Exercise objective: Search the material below for the string "this" and extract each line that has it.

[Saved data entries]
========================================================================
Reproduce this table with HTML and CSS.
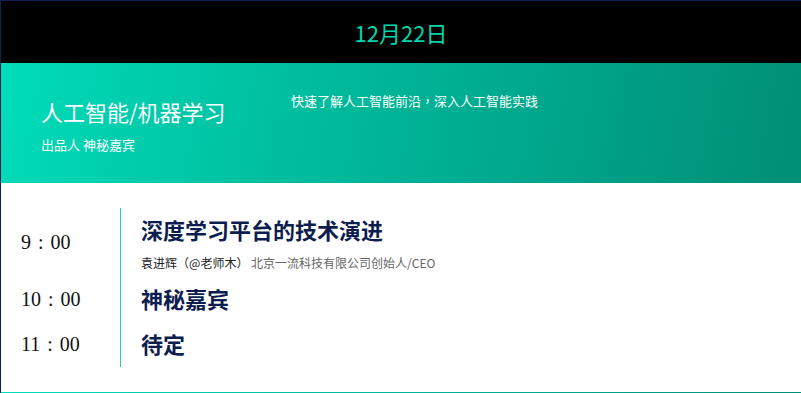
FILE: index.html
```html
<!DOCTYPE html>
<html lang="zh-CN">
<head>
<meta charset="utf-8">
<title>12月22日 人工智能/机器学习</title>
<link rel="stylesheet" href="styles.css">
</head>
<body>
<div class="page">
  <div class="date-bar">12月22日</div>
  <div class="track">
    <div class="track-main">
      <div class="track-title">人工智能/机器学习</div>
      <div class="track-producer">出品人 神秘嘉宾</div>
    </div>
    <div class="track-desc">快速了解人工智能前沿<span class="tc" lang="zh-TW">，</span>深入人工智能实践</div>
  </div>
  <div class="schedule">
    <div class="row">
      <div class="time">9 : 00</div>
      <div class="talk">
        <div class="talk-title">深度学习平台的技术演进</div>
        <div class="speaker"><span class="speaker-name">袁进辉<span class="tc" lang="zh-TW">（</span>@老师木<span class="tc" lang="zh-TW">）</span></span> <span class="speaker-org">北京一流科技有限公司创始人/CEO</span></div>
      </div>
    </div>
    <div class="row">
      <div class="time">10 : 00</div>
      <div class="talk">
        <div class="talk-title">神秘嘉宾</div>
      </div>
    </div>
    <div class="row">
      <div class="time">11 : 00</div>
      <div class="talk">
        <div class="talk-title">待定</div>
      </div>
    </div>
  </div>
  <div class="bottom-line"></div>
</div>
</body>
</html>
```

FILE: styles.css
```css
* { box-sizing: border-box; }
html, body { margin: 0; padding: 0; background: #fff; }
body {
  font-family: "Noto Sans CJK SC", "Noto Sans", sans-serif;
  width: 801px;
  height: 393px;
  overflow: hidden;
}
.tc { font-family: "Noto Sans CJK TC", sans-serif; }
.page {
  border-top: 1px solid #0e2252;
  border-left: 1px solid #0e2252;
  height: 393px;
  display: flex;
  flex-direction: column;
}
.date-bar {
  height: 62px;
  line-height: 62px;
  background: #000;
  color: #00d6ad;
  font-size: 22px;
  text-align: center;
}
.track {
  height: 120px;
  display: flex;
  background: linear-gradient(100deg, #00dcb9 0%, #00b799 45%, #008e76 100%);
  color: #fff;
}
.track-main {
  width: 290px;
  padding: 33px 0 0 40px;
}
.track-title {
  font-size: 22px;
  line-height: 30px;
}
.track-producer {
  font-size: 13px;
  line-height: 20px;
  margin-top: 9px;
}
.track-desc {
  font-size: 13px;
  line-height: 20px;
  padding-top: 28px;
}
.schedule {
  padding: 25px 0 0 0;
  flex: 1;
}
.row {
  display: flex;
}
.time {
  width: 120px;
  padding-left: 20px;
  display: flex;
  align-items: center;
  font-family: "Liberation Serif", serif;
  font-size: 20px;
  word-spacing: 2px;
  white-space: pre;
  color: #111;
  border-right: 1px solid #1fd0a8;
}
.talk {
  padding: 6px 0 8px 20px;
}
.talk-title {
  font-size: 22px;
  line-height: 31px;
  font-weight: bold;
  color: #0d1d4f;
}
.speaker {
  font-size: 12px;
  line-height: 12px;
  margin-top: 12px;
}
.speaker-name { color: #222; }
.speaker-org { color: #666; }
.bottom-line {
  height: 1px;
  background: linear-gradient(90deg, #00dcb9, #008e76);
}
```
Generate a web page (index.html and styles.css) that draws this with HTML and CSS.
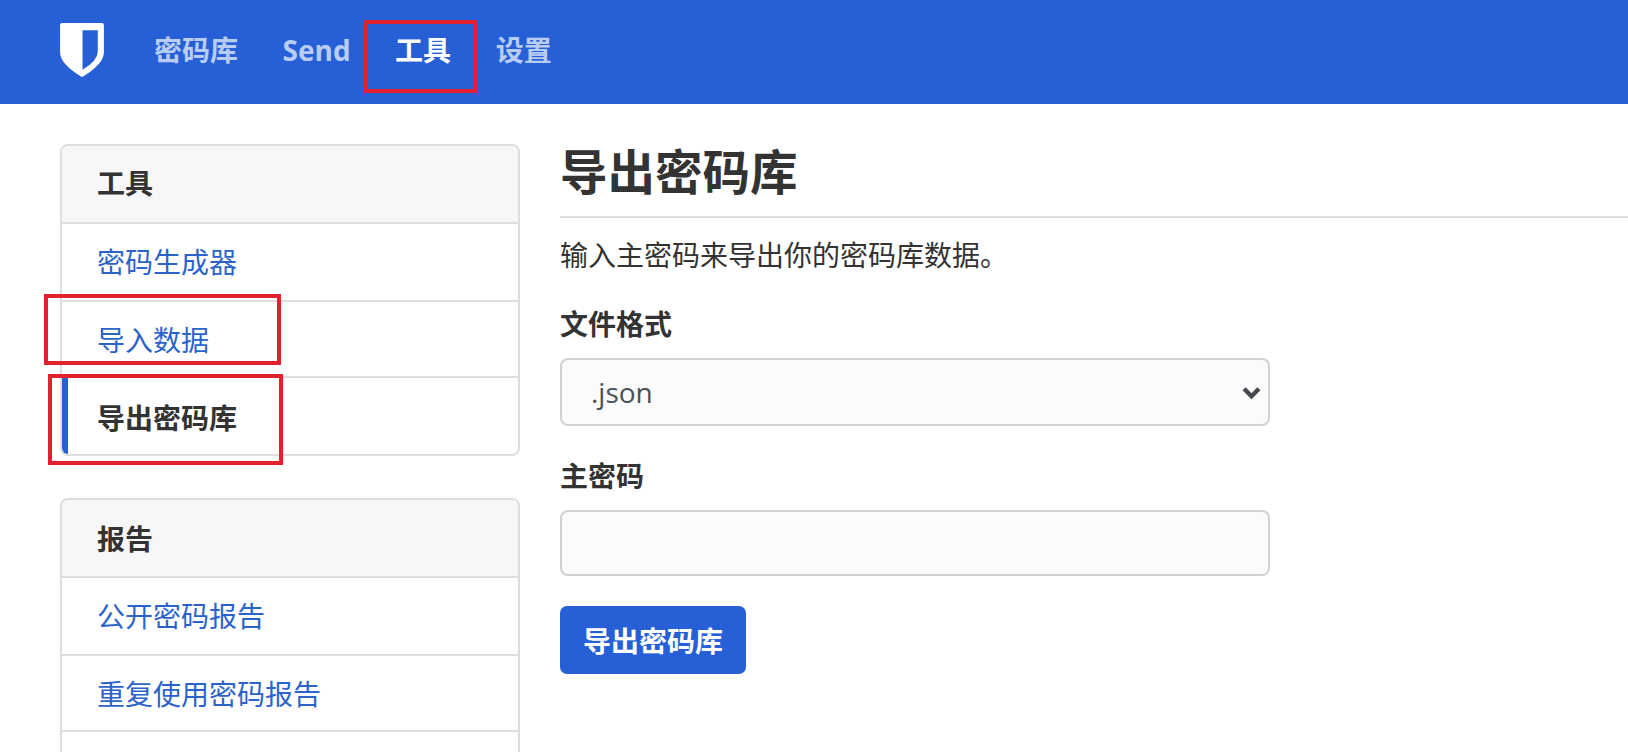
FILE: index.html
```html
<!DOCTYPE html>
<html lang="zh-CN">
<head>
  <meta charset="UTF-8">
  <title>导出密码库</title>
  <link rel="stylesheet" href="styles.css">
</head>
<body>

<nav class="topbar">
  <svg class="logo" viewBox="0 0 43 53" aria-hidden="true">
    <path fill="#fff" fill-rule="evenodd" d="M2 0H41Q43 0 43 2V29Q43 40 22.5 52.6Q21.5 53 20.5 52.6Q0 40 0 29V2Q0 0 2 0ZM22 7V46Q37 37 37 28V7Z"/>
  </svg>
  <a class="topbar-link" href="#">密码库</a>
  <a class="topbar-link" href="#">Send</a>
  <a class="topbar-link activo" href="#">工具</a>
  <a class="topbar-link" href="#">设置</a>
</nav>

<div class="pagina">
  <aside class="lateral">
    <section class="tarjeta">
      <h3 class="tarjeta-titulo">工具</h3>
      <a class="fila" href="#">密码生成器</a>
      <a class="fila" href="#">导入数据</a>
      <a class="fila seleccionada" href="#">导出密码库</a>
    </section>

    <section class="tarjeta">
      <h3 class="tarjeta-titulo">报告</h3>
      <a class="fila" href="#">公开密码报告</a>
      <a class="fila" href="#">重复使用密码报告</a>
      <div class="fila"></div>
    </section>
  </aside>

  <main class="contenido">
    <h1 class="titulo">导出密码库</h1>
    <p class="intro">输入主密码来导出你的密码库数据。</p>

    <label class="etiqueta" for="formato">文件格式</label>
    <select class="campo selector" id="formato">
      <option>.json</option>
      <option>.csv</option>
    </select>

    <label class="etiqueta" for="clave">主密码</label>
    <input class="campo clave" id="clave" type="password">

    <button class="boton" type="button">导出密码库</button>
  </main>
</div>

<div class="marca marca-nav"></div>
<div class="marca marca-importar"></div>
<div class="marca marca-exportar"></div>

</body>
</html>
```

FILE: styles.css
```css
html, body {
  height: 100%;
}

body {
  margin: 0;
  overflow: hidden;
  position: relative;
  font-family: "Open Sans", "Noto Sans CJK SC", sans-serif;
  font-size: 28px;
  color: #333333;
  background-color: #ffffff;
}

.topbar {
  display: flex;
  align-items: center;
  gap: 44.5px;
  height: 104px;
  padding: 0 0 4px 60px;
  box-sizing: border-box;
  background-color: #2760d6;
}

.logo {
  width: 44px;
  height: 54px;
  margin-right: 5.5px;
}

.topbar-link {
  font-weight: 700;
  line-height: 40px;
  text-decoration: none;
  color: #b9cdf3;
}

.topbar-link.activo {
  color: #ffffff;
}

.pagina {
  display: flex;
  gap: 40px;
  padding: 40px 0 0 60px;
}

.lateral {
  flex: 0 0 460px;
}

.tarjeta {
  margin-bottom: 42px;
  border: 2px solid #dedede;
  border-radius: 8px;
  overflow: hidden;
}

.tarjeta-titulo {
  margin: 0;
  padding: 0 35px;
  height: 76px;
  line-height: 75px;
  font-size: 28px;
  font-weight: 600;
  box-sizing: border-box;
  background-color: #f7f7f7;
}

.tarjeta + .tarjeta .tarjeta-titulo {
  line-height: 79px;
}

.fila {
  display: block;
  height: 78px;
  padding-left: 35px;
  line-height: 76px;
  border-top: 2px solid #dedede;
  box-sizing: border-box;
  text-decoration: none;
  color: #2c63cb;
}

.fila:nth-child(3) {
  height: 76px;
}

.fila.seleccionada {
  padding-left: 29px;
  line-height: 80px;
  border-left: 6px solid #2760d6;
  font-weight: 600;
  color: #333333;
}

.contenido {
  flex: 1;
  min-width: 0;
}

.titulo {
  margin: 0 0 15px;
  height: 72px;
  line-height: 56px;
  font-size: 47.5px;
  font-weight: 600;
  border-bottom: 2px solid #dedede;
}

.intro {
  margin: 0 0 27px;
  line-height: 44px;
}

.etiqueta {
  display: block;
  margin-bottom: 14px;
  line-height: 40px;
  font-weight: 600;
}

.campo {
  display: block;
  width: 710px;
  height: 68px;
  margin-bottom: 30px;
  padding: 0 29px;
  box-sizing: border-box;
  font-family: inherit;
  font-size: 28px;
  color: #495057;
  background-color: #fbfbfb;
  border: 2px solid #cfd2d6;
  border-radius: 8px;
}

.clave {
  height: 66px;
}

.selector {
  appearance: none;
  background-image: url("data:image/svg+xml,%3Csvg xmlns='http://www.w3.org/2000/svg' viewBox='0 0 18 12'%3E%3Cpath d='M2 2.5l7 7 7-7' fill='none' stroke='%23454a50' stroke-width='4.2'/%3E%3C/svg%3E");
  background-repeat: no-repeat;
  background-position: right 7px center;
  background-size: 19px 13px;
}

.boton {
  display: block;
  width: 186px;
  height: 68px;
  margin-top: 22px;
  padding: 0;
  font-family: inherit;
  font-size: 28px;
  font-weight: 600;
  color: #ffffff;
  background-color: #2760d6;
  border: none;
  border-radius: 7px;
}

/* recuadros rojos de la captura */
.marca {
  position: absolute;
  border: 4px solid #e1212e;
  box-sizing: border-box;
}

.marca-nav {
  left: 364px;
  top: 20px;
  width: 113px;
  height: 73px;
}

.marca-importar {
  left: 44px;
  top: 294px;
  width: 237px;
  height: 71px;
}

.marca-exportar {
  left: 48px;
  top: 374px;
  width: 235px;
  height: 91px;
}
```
========================================================================
Output below:
Reproduce this table with HTML and CSS.
Generate a web page (index.html and styles.css) that draws this with HTML and CSS.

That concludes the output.